Share the love, spread the word
Share the love, spread the word
It’s that time of the year of school presentation nights and final farewells for the Yr 12s, where schools across the country applaud the achievements of their hardest working or top performing students.
Sitting in the audience of my kids’ school, I marvelled at the magnificence of many, many kids and their achievements.
Among them were a significant number of girls, receiving Dux awards, full university scholarships and multiple academic awards.
There were plenty of high-achieving girls on that stage across all year levels, especially in the upper years so there’s no doubt that females are just as competent and intelligent as males. Which we already knew, right?
I thought of all that potential – all those girls filled with big dreams and goals for their future, especially those girls finishing Year 12 and about to head into the rest of their lives.
I remember being one of them, 29 years ago, confident, determined and laser-focused on where I was going, without any question in my mind that I would be able to achieve what I wanted.
Now as a parent watching my own daughter receive an award, I considered all the other parents of girls in that audience who also would be immensely proud of their daughters and who would share that sense of awe at their ability and potential.
Feelings no different from those of the parents of boys.
I have equal faith and belief in both my children – both my daughter and my son are bright, capable and decent humans who can undoubtedly achieve great things.
Yet I fear for my daughter and her future. This is despite the fact she is a high academic achiever, a hard-worker, a willing leader, responsible and mature thinker, an empathetic and kind soul, who has so much potential it’s blinding.
I hold in my heart a fear that she won’t be able to fulfill her dreams – that her potential will go unrealised in a society where the playing field isn’t equal.
I’ve never once had those thoughts about my son.
As I watched girl after girl walk across that high school stage to receive an award and congratulations on her achievements, I wondered how many of those young women would drop out of their careers?
How many would reach the potential they so obviously have, and how many would falter because it becomes too hard to fit all the pieces of the juggle together?
I wondered: when, exactly, does a girl’s potential disappear?
It’s not her qualifications
The statistics tell us girls outperform boys at school; that more young women enter university; and more of them graduate from university.
Australian Bureau of Statistics figures show us that participation rates for education are consistently higher among women; and that more women attain a Bachelor degree or above.
Yet, graduate starting salaries favour men in all fields of study but two, and in nine out of 13 industries.
According to a 2018 report by the Australian government’s Workplace Gender Equality Agency:
While more women than men graduate from higher education institutions and receive the same education as men, women continue to be undervalued in the majority of study fields and industries at the start of their career. The data confirms stark graduate and postgraduate gender pay gaps across the majority of study fields and industries in Australia. In economic terms, lower salaries mean that women receive lower rewards from investing in their tertiary education than men.Higher education enrolments and graduate labour market statistics, Workplace Gender Equality Agency
So perhaps a girl’s potential disappears once she has a degree in hand – once she’s out of education and into the workforce, where her potential is measured in wages or a position determined for her based on someone else’s opinion of her, and not an exam result she earned on a level playing field.

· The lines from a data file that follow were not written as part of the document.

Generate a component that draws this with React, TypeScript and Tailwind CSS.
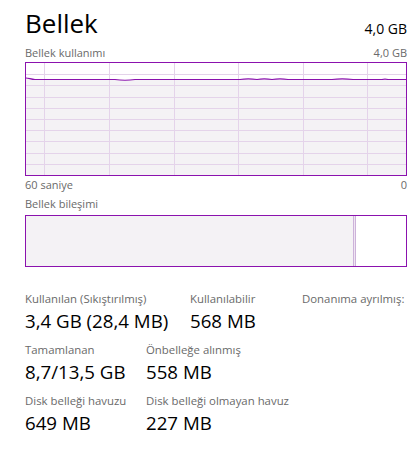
import React from "react";

const verts = [18, 83, 148, 212, 277, 341];
const hors = [1, 2, 3, 4, 5, 6, 7, 8, 9].map((k) => Math.round(11.2 * k) + 0.5);

const linePath =
  "M0,15 C3,15 5,16.5 9,16.5 L89,16.5 Q99,18 109,16.5 L214,16.5 Q222,15.4 231,16.5 Q238,15.4 246,16.5 Q254,15.4 262,16.5 L306,16.5 Q316,15.4 327,16.5 L356,16.5 Q359,15.6 362,16.5 L380,16.5";

function UsageChart() {
  return (
    <div className="mt-[1px] h-[114px] w-full border border-[#8b12ae] bg-white">
      <svg width="380" height="112" viewBox="0 0 380 112" className="block">
        <path d={linePath + " L380,112 L0,112 Z"} fill="#f4f2f5" />
        {hors.map((y) => (
          <line key={y} x1="0" x2="380" y1={y} y2={y} stroke="#e4d3ea" strokeWidth="1" />
        ))}
        {verts.map((x) => (
          <line key={x} x1={x + 0.5} x2={x + 0.5} y1="0" y2="112" stroke="#e4d3ea" strokeWidth="1" />
        ))}
        <path d={linePath} fill="none" stroke="#8b12ae" strokeWidth="1.2" />
      </svg>
    </div>
  );
}

function Stat({ label, value, w }: { label: string; value: string; w?: string }) {
  return (
    <div className={w}>
      <div className="text-[11.4px] leading-[16px] text-[#6a6a6a] whitespace-nowrap">{label}</div>
      <div className="mt-[1px] text-[18.7px] leading-[26px] text-black whitespace-nowrap">{value}</div>
    </div>
  );
}

export default function App() {
  return (
    <div className="w-[417px] h-[454px] overflow-hidden bg-white pl-[25px] pr-[10px] font-['Open_Sans',sans-serif]">
      <div className="pt-[7px] flex items-baseline justify-between">
        <div className="text-[26px] leading-[32px] text-black">Bellek</div>
        <div className="text-[14px] leading-[20px] text-black relative top-[1px]">4,0 GB</div>
      </div>
      <div className="mt-[6px] flex justify-between text-[11px] leading-[16px] text-[#6a6a6a]">
        <span>Bellek kullanımı</span>
        <span>4,0 GB</span>
      </div>
      <UsageChart />
      <div className="mt-[1px] flex justify-between text-[11px] leading-[16px] text-[#6a6a6a]">
        <span>60 saniye</span>
        <span>0</span>
      </div>
      <div className="mt-[3px] text-[11px] leading-[16px] text-[#6a6a6a]">Bellek bileşimi</div>
      <div className="mt-[3px] h-[52px] w-full border border-[#8b12ae] flex">
        <div className="w-[327px] h-full bg-[#f4f2f5]" />
        <div className="w-px h-full bg-[#cdb2da]" />
        <div className="w-px h-full bg-[#efe6f2]" />
        <div className="w-px h-full bg-[#cdb2da]" />
        <div className="flex-1 h-full bg-white" />
      </div>
      <div className="mt-[24px] flex flex-col gap-[8px]">
        <div className="flex">
          <Stat w="w-[165px]" label="Kullanılan (Sıkıştırılmış)" value="3,4 GB (28,4 MB)" />
          <Stat w="w-[112px]" label="Kullanılabilir" value="568 MB" />
          <Stat label="Donanıma ayrılmış:" value="" />
        </div>
        <div className="flex">
          <Stat w="w-[121px]" label="Tamamlanan" value="8,7/13,5 GB" />
          <Stat label="Önbelleğe alınmış" value="558 MB" />
        </div>
        <div className="flex">
          <Stat w="w-[121px]" label="Disk belleği havuzu" value="649 MB" />
          <Stat label="Disk belleği olmayan havuz" value="227 MB" />
        </div>
      </div>
    </div>
  );
}
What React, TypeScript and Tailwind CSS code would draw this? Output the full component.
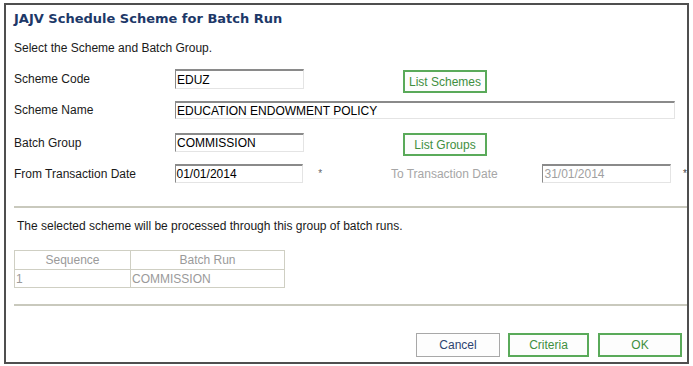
import React from "react";

const sans = { fontFamily: '"Liberation Sans", Arial, sans-serif' };

function Field({ value, w, h, disabled }: { value: string; w: string; h: string; disabled?: boolean }) {
  return (
    <div
      className={`${w} ${h} bg-white border-t-2 border-l border-t-[#8a8a8a] border-l-[#8a8a8a] border-b border-r border-b-[#e4e4e4] border-r-[#e4e4e4] flex items-center pl-[1px] text-[12px] leading-none ${disabled ? "text-[#a0a0a0]" : "text-black"}`}
      style={sans}
    >
      {value}
    </div>
  );
}

function Btn({ label, w, h, green, className = "" }: { label: string; w: string; h: string; green?: boolean; className?: string }) {
  return (
    <div
      className={`${w} ${h} flex items-center justify-center text-[12px] ${green ? "border-2 border-[#5aaa5a] text-[#3f8f3f]" : "border border-[#a8a8a8] text-[#2d4470]"} bg-[#fdfdfd] ${className}`}
      style={sans}
    >
      {label}
    </div>
  );
}

export default function App() {
  return (
    <div className="w-[693px] h-[366px] bg-white pt-[3px] pl-[4px]" style={sans}>
      <div className="w-[685px] h-[361px] border-2 border-[#4f4f4f] flex flex-col text-[12px] text-[#1a1a1a]">
        <div
          className="pl-[8px] mt-[4px] h-[20px] flex items-center text-[13px] font-bold text-[#1d3868]"
          style={{ fontFamily: '"DejaVu Sans", Verdana, sans-serif' }}
        >
          JAJV Schedule Scheme for Batch Run
        </div>
        <div className="pl-[8px] mt-[11px] h-[16px] flex items-center">Select the Scheme and Batch Group.</div>

        <div className="mt-[13px] flex items-start">
          <div className="pl-[8px] w-[169px] h-[20px] flex items-center">Scheme Code</div>
          <Field value="EDUZ" w="w-[129px]" h="h-[20px]" />
          <Btn label="List Schemes" w="w-[84px]" h="h-[23px]" green className="ml-[99px] mt-[1px]" />
        </div>

        <div className="mt-[8px] flex items-start">
          <div className="pl-[8px] w-[169px] h-[18px] flex items-center">Scheme Name</div>
          <Field value="EDUCATION ENDOWMENT POLICY" w="w-[500px]" h="h-[18px]" />
        </div>

        <div className="mt-[14px] flex items-start">
          <div className="pl-[8px] w-[169px] h-[19px] flex items-center">Batch Group</div>
          <Field value="COMMISSION" w="w-[129px]" h="h-[19px]" />
          <Btn label="List Groups" w="w-[84px]" h="h-[23px]" green className="ml-[99px]" />
        </div>

        <div className="mt-[8px] flex items-start">
          <div className="pl-[8px] w-[169px] h-[19px] flex items-center">From Transaction Date</div>
          <Field value="01/01/2014" w="w-[129px]" h="h-[19px]" />
          <div className="ml-[15px] w-[73px] h-[19px] flex items-center text-[10px] text-[#666]">*</div>
          <div className="w-[152px] h-[19px] flex items-center text-[#a6a6a6]">To Transaction Date</div>
          <Field value="31/01/2014" w="w-[129px]" h="h-[19px]" disabled />
          <div className="ml-[12px] h-[19px] flex items-center text-[10px] text-[#444]">*</div>
        </div>

        <div className="mt-[23px] ml-[8px] h-[2px] bg-[#c9c9bd]" />

        <div className="mt-[10px] pl-[11px] h-[16px] flex items-center">
          The selected scheme will be processed through this group of batch runs.
        </div>

        <div className="mt-[16px] ml-[8px] w-[271px] border border-[#cfcfc3] text-[12px] text-[#9a9a9a]">
          <div className="flex h-[19px] border-b border-[#cfcfc3]">
            <div className="w-[116px] border-r border-[#cfcfc3] flex items-center justify-center">Sequence</div>
            <div className="flex-1 flex items-center justify-center">Batch Run</div>
          </div>
          <div className="flex h-[17px]">
            <div className="w-[116px] border-r border-[#cfcfc3] flex items-center pl-[1px]">1</div>
            <div className="flex-1 flex items-center pl-[1px]">COMMISSION</div>
          </div>
        </div>

        <div className="mt-[16px] ml-[8px] h-[2px] bg-[#c9c9bd]" />

        <div className="mt-[27px] flex justify-end pr-[5px]">
          <Btn label="Cancel" w="w-[84px]" h="h-[24px]" />
          <Btn label="Criteria" w="w-[81px]" h="h-[24px]" green className="ml-[8px]" />
          <Btn label="OK" w="w-[84px]" h="h-[24px]" green className="ml-[9px]" />
        </div>
      </div>
    </div>
  );
}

Certainly her career prospects and earnings fall off a cliff should she have children.
The motherhood penalty
The WGEA says the gender pay gap sky-rockets when a woman takes time off work to have children.
Her earning capacity, opportunity for career progression or even full-time employment all diminish once she becomes a mother.
Australian women are three times more likely than men to work part-time, as the burden of childcare and raising children falls disproportionately on women.
So perhaps a girl’s potential disappears when she becomes a mother.
Girls finish school well. They enter and graduate university; they have the same qualifications and therefore are equally educated (if not more so). They’re just as capable, and for all intents and purposes are equal in terms of qualifications.
Yet, they are paid less and once they have children, struggle to remain in full-time employment let alone in a career.
Even if there was perfectly equal pay, women would still earn less overall because there’s not a perfectly equal work playing field.
Women lose because they’re seen as the parent and job flexibility becomes her issue, not their issue – a joint issue between a mother and a father.
The gender pay gap won’t close until men are seen as equal parents and carers. As long as fathers are considered ‘helpers’ in raising children instead of an equal parent; and until they are also seeking flexible working arrangements or taking time out when children are young, inequality will prevail.
Women’s potential won’t be fully realised until our workplace structures and caring roles are no longer built around old-fashioned gendered stereotypes.
Nearly three decades since I finished high school with big dreams and a determined career-path, I know better.
I’ve lived gender inequality, the gender pay gap and the motherhood penalty.
I didn’t see any of them coming – I was a starry-eyed high achiever who couldn’t imagine anything getting in my way.
Our girls have just as much to offer as our boys do. This is in no doubt to those of us raising them. Their potential to do great things for our society is just as significant and important as the potential of the boys.
A level playing field post-education is needed so that all that potential doesn’t disappear and go to waste.